I use numerical models (bottom-left panel of the above figure) and radar observations (right column of the above figure)
to understand the
coupling between fire-induced flows and ambient atmospheric conditions.
I incorporated the stability theory of atmospheric waves into plume dynamics to investigate
the mechanism behind the large billow-like eddies observed in the plume head.
These eddies play a critical role in fire spotting and near-ground smoke concentration.
Tropical Cyclone Intensity-Size Relation and Forecast
Tropical cyclone (TC) intensity and size are key factors determining the severity of associated hazards.
However, the forecast skill for both remains limited.
To address this, we introduce a new radially invariant variable, effective absolute angular momentum (eAAM), to describe the relationship between TC intensity and size.
Unlike traditional angular momentum, eAAM remains constant for a steady-state TC and accounts for angular momentum loss.
In the eAAM framework, TC intensity and size are linearly related.
More importantly, given easily observed wind speed and radius data—typically at
low wind thresholds of several m/s—one can infer the internal structure of a TC, including its intensity and size.
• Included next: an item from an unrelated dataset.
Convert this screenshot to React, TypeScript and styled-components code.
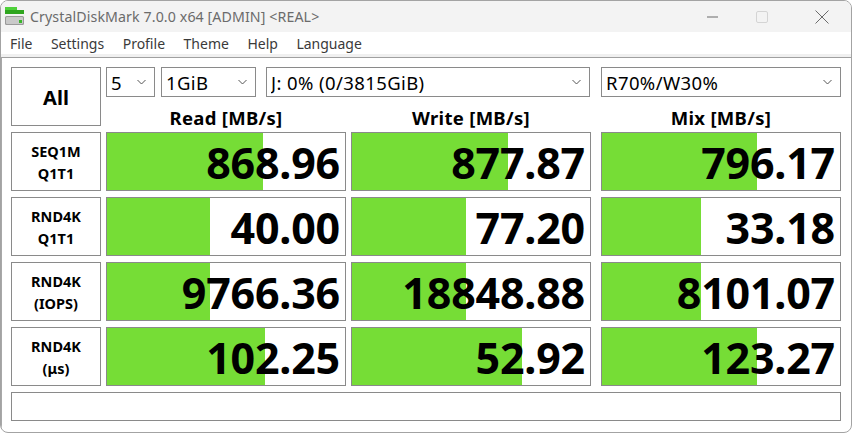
import React from 'react';
import styled, { createGlobalStyle } from 'styled-components';

const GlobalStyle = createGlobalStyle`
  html, body {
    margin: 0;
    padding: 0;
    background: #ffffff;
  }
  * {
    box-sizing: border-box;
  }
`;

const Window = styled.div`
  width: 852px;
  height: 433px;
  border: 1px solid #a3a3a3;
  border-radius: 8px;
  overflow: hidden;
  background: #ffffff;
  display: flex;
  flex-direction: column;
  font-family: 'Noto Sans', 'Open Sans', sans-serif;
`;

const TitleBar = styled.div`
  height: 31px;
  flex-shrink: 0;
  background: #f3f3f3;
  display: flex;
  align-items: center;
  padding-left: 3px;
`;

const TitleText = styled.span`
  margin-left: 5px;
  font-size: 14.2px;
  letter-spacing: 0.1px;
  color: #6b6b6b;
`;

const Controls = styled.div`
  margin-left: auto;
  display: flex;
  align-items: center;
  height: 100%;
`;

const ControlButton = styled.div<{ w: number }>`
  width: ${p => p.w}px;
  height: 100%;
  display: flex;
  align-items: center;
  justify-content: center;
`;

const MenuBar = styled.div`
  height: 25px;
  flex-shrink: 0;
  background: #ffffff;
  border-bottom: 3px solid #f0f0f0;
  display: flex;
  align-items: center;
  padding: 2px 0 0 9px;
`;

const MenuItem = styled.span`
  font-size: 14px;
  color: #3a3a3a;
  margin-right: 18.5px;
  line-height: 20px;
`;

const Content = styled.div`
  flex: 1;
  border-top: 1px solid #a0a0a0;
  border-left: 1px solid #a8a8a8;
  padding: 9px 0 0 9px;
`;

const Grid = styled.div`
  display: grid;
  grid-template-columns: 90px 240px 240px 245px;
  grid-template-rows: 30px 23px repeat(4, 59px) 29px;
  column-gap: 5px;
  row-gap: 6px;
  width: 830px;
`;

const AllButton = styled.div`
  grid-column: 1;
  grid-row: 1 / span 2;
  border: 1px solid #8a8a8a;
  background: #ffffff;
  display: flex;
  align-items: center;
  justify-content: center;
  font-size: 20px;
  font-weight: 700;
  color: #000;
  padding-top: 2px;
`;

const ComboRow = styled.div`
  grid-column: 2 / span 3;
  grid-row: 1;
  display: flex;
`;

const Combo = styled.div<{ w: number; gapLeft: number }>`
  width: ${p => p.w}px;
  margin-left: ${p => p.gapLeft}px;
  height: 30px;
  border: 1px solid #8a8a8a;
  background: #ffffff;
  display: flex;
  align-items: center;
  padding: 0 8px 0 4px;
  font-size: 18.5px;
  letter-spacing: 0.4px;
  color: #000;
`;

const ComboText = styled.span`
  flex: 1;
  white-space: nowrap;
  overflow: hidden;
`;

const Header = styled.div<{ col: number }>`
  grid-column: ${p => p.col};
  grid-row: 2;
  display: flex;
  align-items: flex-end;
  justify-content: center;
  font-size: 18.5px;
  font-weight: 700;
  letter-spacing: 0.3px;
  line-height: 1;
  color: #000;
  margin-bottom: -1px;
  padding-left: ${p => (p.col === 4 ? 5 : 0)}px;
`;

const LabelCell = styled.div<{ row: number }>`
  grid-column: 1;
  grid-row: ${p => p.row};
  border: 1px solid #8a8a8a;
  background: #ffffff;
  display: flex;
  flex-direction: column;
  align-items: center;
  justify-content: center;
  font-size: 14.5px;
  font-weight: 700;
  line-height: 22px;
  color: #000;
`;

const ValueCell = styled.div<{ row: number; col: number }>`
  grid-column: ${p => p.col};
  grid-row: ${p => p.row};
  justify-self: end;
  width: 240px;
  position: relative;
  border: 1px solid #8a8a8a;
  background: #ffffff;
  display: flex;
  align-items: center;
  justify-content: flex-end;
  padding: 2px 5px 0 0;
  overflow: hidden;
`;

const Bar = styled.div`
  position: absolute;
  left: 0;
  top: 0;
  bottom: 0;
  background: #76dd36;
`;

const Value = styled.span`
  position: relative;
  font-size: 43px;
  font-weight: 700;
  line-height: 1;
  color: #000;
  letter-spacing: -0.2px;
`;

const StatusBar = styled.div`
  grid-column: 1 / span 4;
  grid-row: 7;
  width: 830px;
  border: 1px solid #8a8a8a;
  background: #ffffff;
`;

const Chevron = () => (
  <svg width="9" height="6" viewBox="0 0 9 6">
    <path d="M0.5 1 L4.5 5 L8.5 1" fill="none" stroke="#555" strokeWidth="1" />
  </svg>
);

const AppIcon = () => (
  <svg width="21" height="21" viewBox="0 0 21 21">
    <rect x="1" y="1" width="12" height="3" fill="#4fd13b" />
    <rect x="1" y="4" width="19" height="4" fill="#2fa51f" />
    <rect x="1" y="10" width="19" height="9" rx="1.5" fill="#9a9a9a" />
    <rect x="2" y="11" width="17" height="7" rx="1" fill="#c9c9c9" />
    <rect x="15" y="14" width="3" height="3" fill="#39b62a" />
  </svg>
);

const combos = [
  { text: '5', w: 49, gap: 0 },
  { text: '1GiB', w: 95, gap: 6 },
  { text: 'J: 0% (0/3815GiB)', w: 324, gap: 10 },
  { text: 'R70%/W30%', w: 240, gap: 11 },
];

const headers = ['Read [MB/s]', 'Write [MB/s]', 'Mix [MB/s]'];

const rows: { label: [string, string]; values: [string, number][] }[] = [
  { label: ['SEQ1M', 'Q1T1'], values: [['868.96', 156], ['877.87', 156], ['796.17', 155]] },
  { label: ['RND4K', 'Q1T1'], values: [['40.00', 103], ['77.20', 114], ['33.18', 99]] },
  { label: ['RND4K', '(IOPS)'], values: [['9766.36', 103], ['18848.88', 114], ['8101.07', 99]] },
  { label: ['RND4K', '(μs)'], values: [['102.25', 158], ['52.92', 170], ['123.27', 155]] },
];

const menus = ['File', 'Settings', 'Profile', 'Theme', 'Help', 'Language'];

export default function App() {
  return (
    <>
      <GlobalStyle />
      <Window>
        <TitleBar>
          <AppIcon />
          <TitleText>CrystalDiskMark 7.0.0 x64 [ADMIN] &lt;REAL&gt;</TitleText>
          <Controls>
            <ControlButton w={38}>
              <svg width="11" height="2" viewBox="0 0 11 2">
                <rect x="0" y="0.5" width="11" height="1" fill="#6a6a6a" />
              </svg>
            </ControlButton>
            <ControlButton w={62}>
              <svg width="12" height="12" viewBox="0 0 12 12">
                <rect x="0.5" y="0.5" width="11" height="11" rx="1.5" fill="none" stroke="#d4d4d4" />
              </svg>
            </ControlButton>
            <ControlButton w={58}>
              <svg width="14" height="14" viewBox="0 0 14 14">
                <path d="M0.5 0.5 L13.5 13.5 M13.5 0.5 L0.5 13.5" stroke="#6a6a6a" strokeWidth="1" />
              </svg>
            </ControlButton>
          </Controls>
        </TitleBar>
        <MenuBar>
          {menus.map(m => (
            <MenuItem key={m}>{m}</MenuItem>
          ))}
        </MenuBar>
        <Content>
          <Grid>
            <AllButton>All</AllButton>
            <ComboRow>
              {combos.map(c => (
                <Combo key={c.text} w={c.w} gapLeft={c.gap}>
                  <ComboText>{c.text}</ComboText>
                  <Chevron />
                </Combo>
              ))}
            </ComboRow>
            {headers.map((h, i) => (
              <Header key={h} col={i + 2}>{h}</Header>
            ))}
            {rows.map((r, ri) => (
              <React.Fragment key={ri}>
                <LabelCell row={ri + 3}>
                  <span>{r.label[0]}</span>
                  <span>{r.label[1]}</span>
                </LabelCell>
                {r.values.map(([v, fill], ci) => (
                  <ValueCell key={ci} row={ri + 3} col={ci + 2}>
                    <Bar style={{ width: fill }} />
                    <Value>{v}</Value>
                  </ValueCell>
                ))}
              </React.Fragment>
            ))}
            <StatusBar />
          </Grid>
        </Content>
      </Window>
    </>
  );
}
We are currently testing this approach for real-time prediction of TC intensity and size.
Forecasts and archived results can be found at: https://amccao.wixsite.com/hurricanewindprofile.
Ongoing work explores how environmental factors such as vertical wind shear, ocean heat content,
and inner-core dynamics influence angular momentum loss in the eAAM model,
aiming to further improve storm-specific forecasts under varying conditions.
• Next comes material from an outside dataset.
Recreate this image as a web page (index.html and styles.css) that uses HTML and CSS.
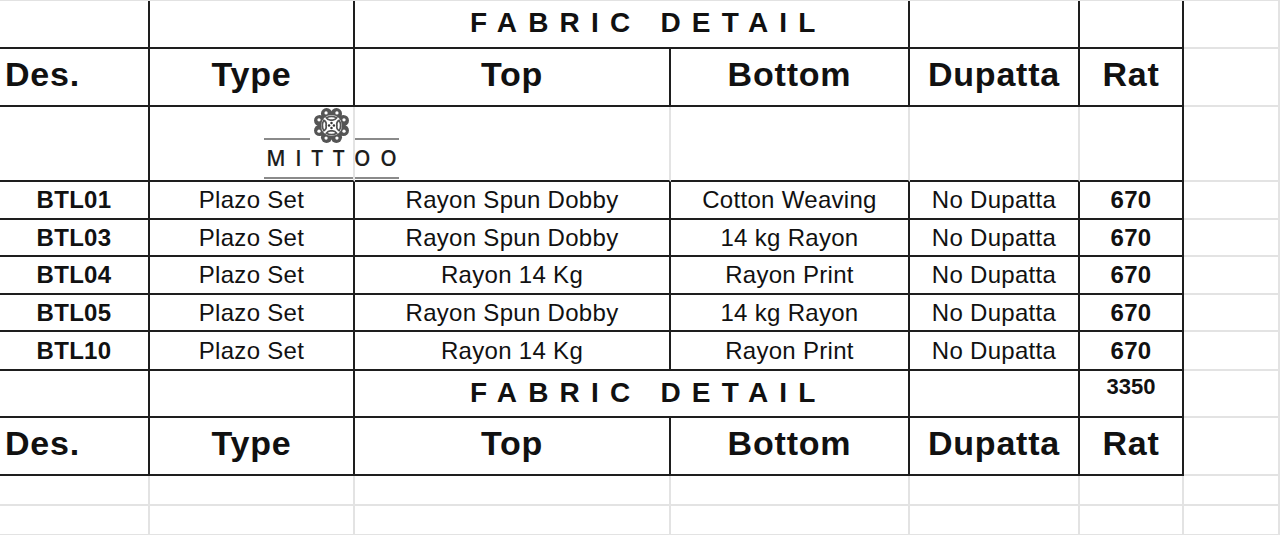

Climate Feedbacks and Sensitivities
We introduce a novel Energy Gain Kernel (EGK) climate feedback frameworks for analyzing climate feedback progresses.
Specially, to reconcile the apparent "negative" lapse rate feedback, we compare the traditional TOA-based partial radiative perturbation (PRP) method with the energy gain kernel (EGK) framework,
which treats temperature feedback as a multiplicative amplifier of energy perturbations.
In the EGK framework, warming-induced thermal emissions are repeatedly absorbed and re-emitted throughout the atmosphere until
a new equilibrium is reached, leading to strong amplification of input energy—highlighting
the positive aspect of temperature feedback.
This process also ensures energy balance at all layers, including the TOA, through thermal emissions,
which represent its negative aspect.
The TOA energy balance involves external forcing, non-temperature feedbacks,
and OLR changes from temperature feedback.
Lapse-rate feedback reflects the vertical placement of energy perturbations:
it is positive for low-level inputs and negative for upper-level ones.
Because radiative energy perturbations typically decrease with height,
lapse-rate feedback appears mostly positive. However, non-radiative processes
like convection can offset this, weakening surface feedback and enhancing upper-atmosphere
feedback—explaining the overall negative lapse-rate feedback observed in the tropics.